Bustamante-Pimentel, Jordin

Abstract

This systematic review brings together evidence from seventeen peer‐reviewed studies published between 2020 and 2025 to offer a comprehensive portrait of how administrative processes in public management are evolving under the pressure of digital transformation. Following the PRISMA 2020 guidelines, we conducted an exhaustive search across Scopus, SciELO and Dialnet, narrowing an initial pool of forty‐seven records to seventeen articles that met our methodological and temporal criteria. Through these works, we explored four interrelated dimensions: the enabling factors and critical barriers that shape digital adoption in public institutions; the ways in which citizens experience and evaluate online services; the strengths and shortcomings of existing measurement frameworks; and the patterns of international collaboration that drive knowledge exchange and innovation.
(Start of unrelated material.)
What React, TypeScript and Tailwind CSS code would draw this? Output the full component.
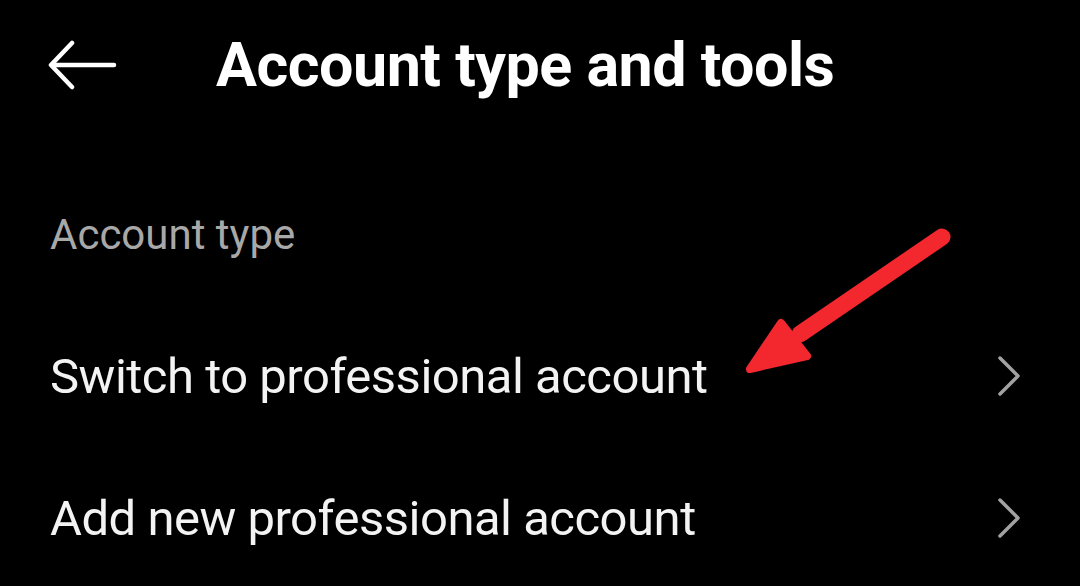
const font = { fontFamily: "Roboto, 'Noto Sans', sans-serif" };

function BackArrow() {
  return (
    <svg viewBox="0 0 70 50" className="h-[50px] w-[70px]" fill="none" stroke="white" strokeWidth="4.5" strokeLinecap="round" strokeLinejoin="round">
      <path d="M4 25h62" />
      <path d="M24 3 3 25l21 22" />
    </svg>
  );
}

function Chevron() {
  return (
    <svg viewBox="0 0 26 42" className="h-[42px] w-[26px]" fill="none" stroke="#a2a2a2" strokeWidth="3.5" strokeLinecap="round" strokeLinejoin="round">
      <path d="M4 3l18 18L4 39" />
    </svg>
  );
}

// red annotation arrow drawn over the list
function RedArrow() {
  return (
    <svg viewBox="0 0 220 155" className="h-[155px] w-[220px]" fill="#f3282f" stroke="#f3282f" strokeLinecap="round" strokeLinejoin="round">
      <path d="M204 13 62 110" fill="none" strokeWidth="17" />
      <path d="M12 145 43 99 69 132Z" strokeWidth="8" />
    </svg>
  );
}

function Row({ label }: { label: string }) {
  return (
    <div className="flex h-[142px] items-center justify-between pl-[50px] pr-[58px]">
      <span className="text-[49px] leading-none tracking-[-0.5px] text-[#f3f3f3]">{label}</span>
      <Chevron />
    </div>
  );
}

export default function App() {
  return (
    <div className="relative h-[586px] w-[1080px] overflow-hidden bg-black" style={font}>
      <header className="flex h-[130px] items-center pl-[48px]">
        <BackArrow />
        <h1 className="ml-[98px] text-[61px] font-bold leading-none tracking-[-0.5px] text-white">Account type and tools</h1>
      </header>
      <div className="mt-[70px] flex h-[70px] items-center pl-[50px]">
        <span className="text-[42px] leading-none text-[#a8a8a8]">Account type</span>
      </div>
      <div className="mt-[35px]">
        <Row label="Switch to professional account" />
        <Row label="Add new professional account" />
      </div>
      <div className="absolute left-[738px] top-[224px]">
        <RedArrow />
      </div>
    </div>
  );
}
Our findings reveal that successful digital initiatives hinge on clear regulatory frameworks, strong leadership, technical interoperability and expanding mobile connectivity, even as they struggle with infrastructure gaps, limited budgets and cultural resistance. Citizens appreciate the speed and reach of digital platforms but lament usability flaws and opaque information flows that undermine trust. We also show that current indices—such as DESI, e‐Government rankings and recovery‐plan metrics—capture only slices of the transformation, lacking sectoral granularity and user‐centric outcomes. Finally, transnational networks and funding programs (PNRR, H2020, CEPAL/OAS forums) emerge as critical engines for shared standards and capacity building. Building on these insights, we propose an integrated evaluation framework that couples infrastructure and competency indicators with measures of user satisfaction, transparency and operational efficiency, all governed by unified methodological standards and disaggregated by sector.